The charterparty contains the contract of carriage or hire. The bill of lading is considered to be the evidence of the contract of carriage. As explained in the introduction to this chapter, in some circumstances, the bill of lading can and should be considered to be contract of carriage. This is particularly true in the case of a liner vessel operating as a "general vessel".

If a bill of lading is issued under a charterparty and the holder of the bill of lading is also the charterer, the actual contract is in the charterparty and the bill of lading is merely the receipt for cargo. If a bill of lading is issued under a demise charter where the charterer takes over control of the vessel as a "disponent owner", the bill is then evidence of the contract of carriage between the disponent owner and the shipper. If the bill of lading is issued by a sub-charterer problems can and do arise, especially if the terms in the head charterparty are different to those in the sub-charterparty and also in the bill of lading.
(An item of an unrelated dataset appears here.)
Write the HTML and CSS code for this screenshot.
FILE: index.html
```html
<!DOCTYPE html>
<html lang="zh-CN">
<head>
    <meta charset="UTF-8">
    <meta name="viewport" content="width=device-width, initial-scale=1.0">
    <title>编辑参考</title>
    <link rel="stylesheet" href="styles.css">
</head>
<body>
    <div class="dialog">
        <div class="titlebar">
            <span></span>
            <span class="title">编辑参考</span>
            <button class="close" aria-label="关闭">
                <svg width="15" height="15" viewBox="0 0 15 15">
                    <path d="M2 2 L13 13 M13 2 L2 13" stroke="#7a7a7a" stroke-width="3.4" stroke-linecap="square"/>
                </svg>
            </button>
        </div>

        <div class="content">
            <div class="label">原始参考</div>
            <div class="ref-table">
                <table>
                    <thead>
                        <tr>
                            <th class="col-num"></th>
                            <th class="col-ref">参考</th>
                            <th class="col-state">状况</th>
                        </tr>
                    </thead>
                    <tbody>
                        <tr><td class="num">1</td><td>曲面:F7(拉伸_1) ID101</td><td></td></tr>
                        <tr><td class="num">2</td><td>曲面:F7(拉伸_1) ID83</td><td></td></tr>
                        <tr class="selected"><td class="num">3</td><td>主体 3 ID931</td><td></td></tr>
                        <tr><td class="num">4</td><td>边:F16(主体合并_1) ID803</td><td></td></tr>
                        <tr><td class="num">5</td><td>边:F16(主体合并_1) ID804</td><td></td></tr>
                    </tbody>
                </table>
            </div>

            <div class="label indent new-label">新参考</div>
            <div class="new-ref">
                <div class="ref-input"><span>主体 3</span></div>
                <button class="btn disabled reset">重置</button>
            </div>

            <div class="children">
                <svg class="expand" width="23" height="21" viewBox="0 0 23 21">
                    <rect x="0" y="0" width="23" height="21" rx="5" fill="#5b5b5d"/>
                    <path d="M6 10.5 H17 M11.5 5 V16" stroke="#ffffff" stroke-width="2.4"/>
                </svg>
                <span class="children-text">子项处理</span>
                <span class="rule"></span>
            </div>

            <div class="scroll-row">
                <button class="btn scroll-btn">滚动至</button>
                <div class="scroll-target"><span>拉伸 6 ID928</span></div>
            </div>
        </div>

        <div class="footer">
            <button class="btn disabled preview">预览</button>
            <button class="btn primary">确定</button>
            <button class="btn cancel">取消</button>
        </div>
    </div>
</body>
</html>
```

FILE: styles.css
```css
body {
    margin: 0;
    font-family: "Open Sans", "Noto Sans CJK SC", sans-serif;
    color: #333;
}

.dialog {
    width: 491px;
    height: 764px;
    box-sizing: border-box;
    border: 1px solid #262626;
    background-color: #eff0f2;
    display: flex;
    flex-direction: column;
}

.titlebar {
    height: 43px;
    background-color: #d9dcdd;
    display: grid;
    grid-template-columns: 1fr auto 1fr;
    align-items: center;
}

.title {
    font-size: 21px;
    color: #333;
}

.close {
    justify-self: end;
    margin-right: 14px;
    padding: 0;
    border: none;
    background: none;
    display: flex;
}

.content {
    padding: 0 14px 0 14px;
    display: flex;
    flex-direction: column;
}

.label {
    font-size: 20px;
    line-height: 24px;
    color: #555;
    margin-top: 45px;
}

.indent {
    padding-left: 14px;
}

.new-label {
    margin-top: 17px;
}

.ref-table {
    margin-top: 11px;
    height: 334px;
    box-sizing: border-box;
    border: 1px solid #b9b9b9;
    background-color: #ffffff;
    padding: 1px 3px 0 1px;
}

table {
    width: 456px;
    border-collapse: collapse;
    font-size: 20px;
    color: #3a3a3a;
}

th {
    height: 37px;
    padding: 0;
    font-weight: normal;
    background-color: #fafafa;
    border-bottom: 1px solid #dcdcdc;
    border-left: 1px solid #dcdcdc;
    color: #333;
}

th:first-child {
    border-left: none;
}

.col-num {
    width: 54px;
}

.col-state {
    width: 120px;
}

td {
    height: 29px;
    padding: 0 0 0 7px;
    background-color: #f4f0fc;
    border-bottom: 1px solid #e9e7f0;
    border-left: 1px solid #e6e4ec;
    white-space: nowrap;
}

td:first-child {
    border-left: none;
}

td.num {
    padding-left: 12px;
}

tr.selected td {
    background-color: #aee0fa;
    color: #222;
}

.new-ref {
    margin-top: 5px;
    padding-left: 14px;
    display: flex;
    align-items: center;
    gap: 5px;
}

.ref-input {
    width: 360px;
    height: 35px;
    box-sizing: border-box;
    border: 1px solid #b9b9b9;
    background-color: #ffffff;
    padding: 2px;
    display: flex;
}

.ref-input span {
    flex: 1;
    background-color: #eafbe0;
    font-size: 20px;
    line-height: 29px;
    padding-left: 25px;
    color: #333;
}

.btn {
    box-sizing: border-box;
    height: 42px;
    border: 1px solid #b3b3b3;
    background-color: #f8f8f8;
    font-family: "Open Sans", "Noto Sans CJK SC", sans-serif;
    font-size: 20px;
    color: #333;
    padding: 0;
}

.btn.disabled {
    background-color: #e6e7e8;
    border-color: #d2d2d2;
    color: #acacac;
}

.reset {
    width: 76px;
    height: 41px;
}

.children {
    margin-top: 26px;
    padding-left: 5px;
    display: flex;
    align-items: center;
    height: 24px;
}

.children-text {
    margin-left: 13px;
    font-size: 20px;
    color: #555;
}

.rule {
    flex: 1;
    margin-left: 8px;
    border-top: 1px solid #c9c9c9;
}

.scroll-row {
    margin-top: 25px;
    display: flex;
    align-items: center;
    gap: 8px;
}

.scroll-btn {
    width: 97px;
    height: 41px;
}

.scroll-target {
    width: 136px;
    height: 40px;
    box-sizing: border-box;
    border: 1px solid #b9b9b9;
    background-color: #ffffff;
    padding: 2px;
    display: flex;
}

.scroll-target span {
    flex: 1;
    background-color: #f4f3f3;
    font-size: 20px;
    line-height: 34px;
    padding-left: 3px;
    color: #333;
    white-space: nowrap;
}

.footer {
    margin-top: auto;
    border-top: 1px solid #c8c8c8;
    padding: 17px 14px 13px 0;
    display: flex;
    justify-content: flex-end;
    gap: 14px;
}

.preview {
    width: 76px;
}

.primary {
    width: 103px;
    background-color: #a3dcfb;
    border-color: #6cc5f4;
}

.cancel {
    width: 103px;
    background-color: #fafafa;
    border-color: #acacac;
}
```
Generally, a charterparty will contain a clause requiring any bills of lading issued under the charter to incorporate all the terms of the charterparty, be "without prejudice to the charterparty" and also incorporate appropriate legislation and Rules. For example, the "Clause paramount" in most charterparties will state that the charter is subject to either the Hague Rules 1924, or Hague-Visby Rules 1968 or the U.S. Carriage of Goods by Sea Act 1936, or the Hamburg Rules 1978. Normally the Hague-Visby Rules, for example, do not apply to carriage under a charterparty for they were designed for carriage under bills of lading. Article V of the Hague-Visby Rules states:

“ . . . The provisions of these Rules shall not be applicable to charter parties, but if bills of lading are issued in the case of a ship under a charter parry they shall comply with the terms of these Rules . . ."
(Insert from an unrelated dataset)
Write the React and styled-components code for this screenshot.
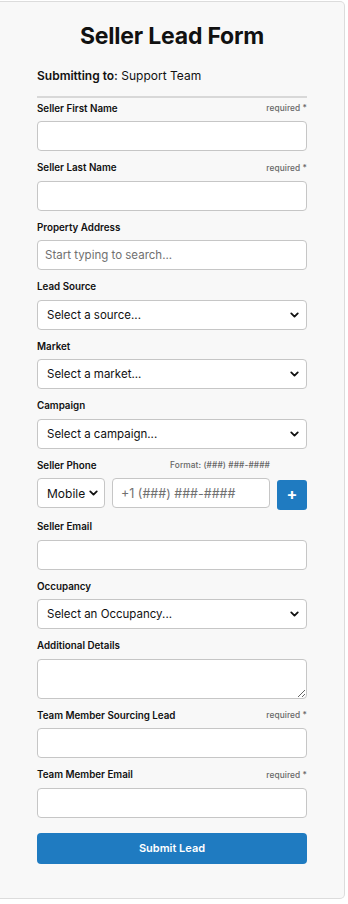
import styled, { createGlobalStyle } from "styled-components";
import { ChevronDown } from "lucide-react";

const GlobalStyle = createGlobalStyle`
  html, body {
    margin: 0;
    padding: 0;
    background: #ffffff;
    font-family: Inter, "Noto Sans", "Liberation Sans", sans-serif;
    color: #111;
  }
  * { box-sizing: border-box; }
`;

const Page = styled.div`
  padding-top: 1px;
  width: 348px;
`;

const Card = styled.form`
  width: 345px;
  background: #f8f8f8;
  border: 1px solid #dcdcdc;
  border-left: none;
  border-radius: 0 5px 5px 0;
  padding: 20px 37px 34px 37px;
`;

const Title = styled.h1`
  margin: 0;
  text-align: center;
  font-size: 23px;
  font-weight: 700;
  line-height: 28px;
  letter-spacing: -0.2px;
`;

const Target = styled.p`
  margin: 18px 0 0 0;
  font-size: 12px;
  line-height: 16px;
  b { font-weight: 600; }
`;

const Divider = styled.hr`
  margin: 12px 0 3px 0;
  border: none;
  height: 2px;
  background: #d8d8d8;
`;

const Field = styled.div`
  margin-bottom: 9.5px;
`;

const LabelRow = styled.div`
  display: flex;
  justify-content: space-between;
  align-items: center;
  height: 14px;
  margin-bottom: 6px;
  padding-right: ${(p) => p.$hintPad || 0}px;
`;

const Label = styled.label`
  font-size: 9.8px;
  font-weight: 600;
  color: #111;
`;

const Hint = styled.span`
  font-size: 8.3px;
  font-weight: 500;
  color: #666;
  letter-spacing: 0.1px;
`;

const Input = styled.input`
  display: block;
  width: 100%;
  height: 30px;
  border: 1px solid #c6c6c6;
  border-radius: 4px;
  background: #fff;
  padding: 0 7px;
  font-family: inherit;
  font-size: 11.5px;
  color: #222;
  outline: none;
  &::placeholder { color: #707070; }
`;

const TextArea = styled.textarea`
  display: block;
  width: 100%;
  height: 40px;
  border: 1px solid #c6c6c6;
  border-radius: 4px;
  background: #fff;
  font-family: inherit;
  resize: vertical;
  outline: none;
`;

const SelectWrap = styled.div`
  position: relative;
  width: ${(p) => p.$width || "100%"};
  flex: none;
  svg {
    position: absolute;
    right: ${(p) => (p.$width ? 5 : 6)}px;
    top: 50%;
    transform: translateY(-50%);
    pointer-events: none;
  }
`;

const Select = styled.select`
  appearance: none;
  display: block;
  width: 100%;
  height: 30px;
  border: 1px solid #c6c6c6;
  border-radius: 4px;
  background: #fff;
  padding: 0 ${(p) => (p.$big ? 14 : 22)}px 0 9px;
  font-family: inherit;
  font-size: ${(p) => (p.$big ? 12 : 11.5)}px;
  color: #111;
  outline: none;
`;

const PhoneRow = styled.div`
  display: flex;
  align-items: flex-start;
  gap: 7px;
`;

const PhoneInput = styled(Input)`
  flex: 1;
  min-width: 0;
  width: auto;
  font-size: 12.5px;
  padding: 0 8px;
`;

const AddButton = styled.button`
  flex: none;
  width: 30px;
  height: 30px;
  margin-top: 2px;
  border: none;
  border-radius: 3px;
  background: #1f7bc1;
  color: #fff;
  font-size: 16px;
  font-weight: 700;
  line-height: 1;
  padding: 0 0 2px 0;
  font-family: inherit;
`;

const SubmitButton = styled.button`
  display: block;
  width: 100%;
  height: 31px;
  margin-top: 15px;
  border: none;
  border-radius: 4px;
  background: #1f7bc1;
  color: #fff;
  font-family: inherit;
  font-size: 11px;
  font-weight: 600;
`;

const Chevron = () => <ChevronDown size={13} strokeWidth={3.4} color="#111" />;

const FieldHead = ({ label, hint, hintPad }) => (
  <LabelRow $hintPad={hintPad}>
    <Label>{label}</Label>
    {hint && <Hint>{hint}</Hint>}
  </LabelRow>
);

const SelectField = ({ label, placeholder }) => (
  <Field>
    <FieldHead label={label} />
    <SelectWrap>
      <Select defaultValue="">
        <option value="">{placeholder}</option>
      </Select>
      <Chevron />
    </SelectWrap>
  </Field>
);

const TextField = ({ label, required, placeholder }) => (
  <Field>
    <FieldHead label={label} hint={required ? "required *" : null} />
    <Input placeholder={placeholder} />
  </Field>
);

export default function App() {
  return (
    <Page>
      <GlobalStyle />
      <Card onSubmit={(e) => e.preventDefault()}>
        <Title>Seller Lead Form</Title>
        <Target>
          <b>Submitting to:</b> Support Team
        </Target>
        <Divider />

        <TextField label="Seller First Name" required />
        <TextField label="Seller Last Name" required />
        <TextField label="Property Address" placeholder="Start typing to search..." />
        <SelectField label="Lead Source" placeholder="Select a source..." />
        <SelectField label="Market" placeholder="Select a market..." />
        <SelectField label="Campaign" placeholder="Select a campaign..." />

        <Field>
          <FieldHead label="Seller Phone" hint="Format: (###) ###-####" hintPad={37} />
          <PhoneRow>
            <SelectWrap $width="68px">
              <Select defaultValue="mobile" $big>
                <option value="mobile">Mobile</option>
                <option value="home">Home</option>
                <option value="work">Work</option>
              </Select>
              <Chevron />
            </SelectWrap>
            <PhoneInput placeholder="+1 (###) ###-####" />
            <AddButton type="button">+</AddButton>
          </PhoneRow>
        </Field>

        <TextField label="Seller Email" />
        <SelectField label="Occupancy" placeholder="Select an Occupancy..." />

        <Field>
          <FieldHead label="Additional Details" />
          <TextArea />
        </Field>

        <TextField label="Team Member Sourcing Lead" required />
        <TextField label="Team Member Email" required />

        <SubmitButton type="submit">Submit Lead</SubmitButton>
      </Card>
    </Page>
  );
}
However, the Rules do apply to charterparties when the charterparty contains a "Clause paramount". incorporated the Rules. If there are terms in the charterparty that are more or less onerous than the terms in the Rules, the carrier will be bound by the obligations in the Rules, hence the word "paramount". In The Satya Kailash, 1982, a charterparty incorporated the United States Carriage of Goods by Sea Act 1936 (which generally implements the Hague Rules) and also a clause requiring tile vessel to be absolutely seaworthy. The Hague Rules require the carrier merely to exercise "due diligence" to make the vessel seaworthy. The judge in the English court said:

"It is a perfectly proper and legitimate approach to construe the contract as a whole and to accept that some portions of it may be modified or even superseded by others. So I conclude that the United States Carriage of Goods by Sea Act is incorporated."

The bill of lading may also incorporate the terms and conditions of the charterparty. If a bill of lading is issued and describes the charterparty, the terms of which are incorporated, the charterparty terms will apply if the holder of the bill of lading is also the charterer. For a third party holder of a bill of lading, the terms of the bill of lading will apply, especially if they are subject to the Hague Rules or Hague-Visby Rules.